- Zhongzhai Location in Hunan
- Coordinates: 27°12′04″N 109°16′29″E﻿ / ﻿27.201246°N 109.274845°E
- Country: People's Republic of China
- Province: Hunan
- Prefecture-level city: Huaihua
- Autonomous county: Xinhuang Dong Autonomous County
- Incorporated (township): 1956
- Designated (town): 1984

Area
- • Total: 133.9 km^{2} (51.7 sq mi)

Population (2015)
- • Total: 16,130
- • Density: 120.5/km^{2} (312.0/sq mi)
- Time zone: UTC+08:00 (China Standard)
- Postal code: 419209
- Area code: 0745

= Zhongzhai, Hunan =

Zhongzhai (中寨镇 (中寨鎮, Zhōngzhài Zhèn)) is a rural town in Xinhuang Dong Autonomous County, Hunan, China. As of the 2015 census it had a population of 16,130 and an area of 133.9 km2. It borders Hetan Town in the north, Mibei Miao Ethnic Township in the east, Fuluo Town in the west, and Zhuxi Township in the south.

==History==
During the Qing dynasty (1644–1911), it was known as "Zhonghe City" (中和市). After the founding of the Communist State in 1951, the People's Government of the 6th District was established.
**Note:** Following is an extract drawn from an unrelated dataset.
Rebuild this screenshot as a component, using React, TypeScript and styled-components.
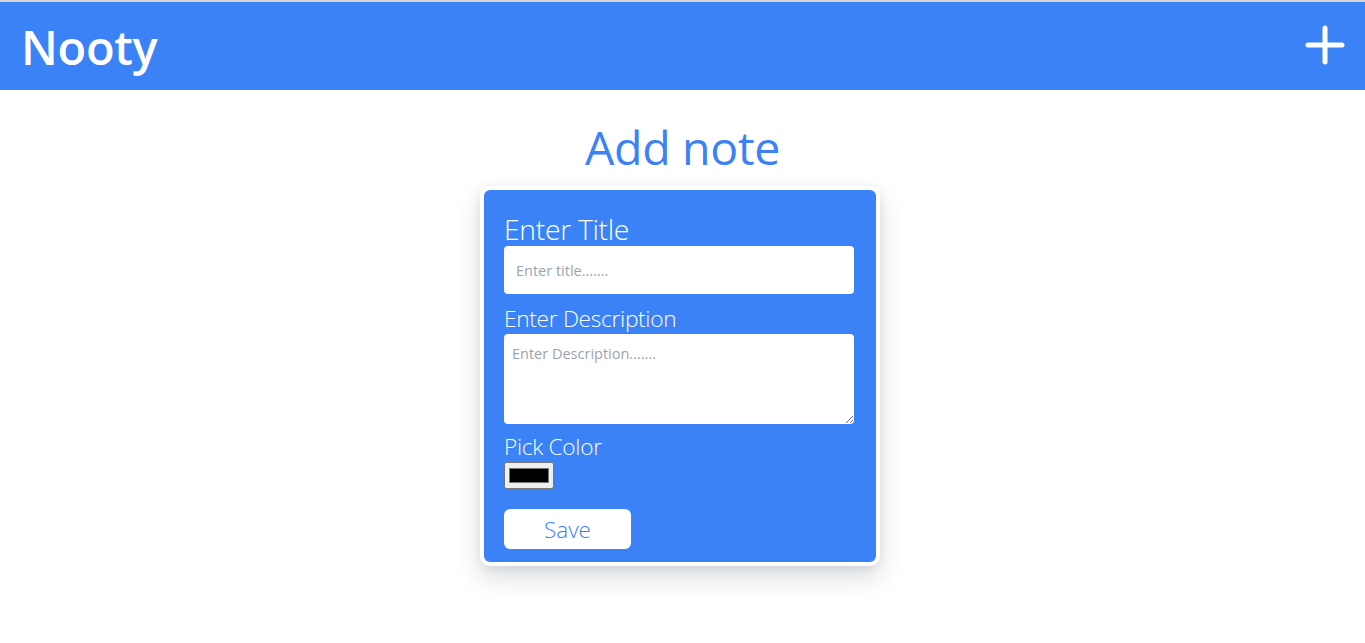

In July 1956, the Zhongzhai Township was set up. In December 1984 it was upgraded to a town. In December 2015, some parts of the Bilang Township (碧朗乡) and Lishu Township (李树乡) were incorporated into the town.

==Geography==
The Zhonghe Stream (中和溪) winds through the town.

==Economy==
The local economy is primarily based upon agriculture and local industry. The main native products are wood, tobacco and medicinal materials. The main cash crops are potatoes.

==Attractions==
The Wind-rain Bridge (风雨桥) is a famous scenic spot in the town and Xinhuang Dong Autonomous County. It was rebuilt in 2003. The Wind-rain Bridge is the symbolized cultural landscape and architecture of the Dong people. It has a deep connotation of culture, philosophy and architecture art, it also contains plenty of ecological aesthetic implications.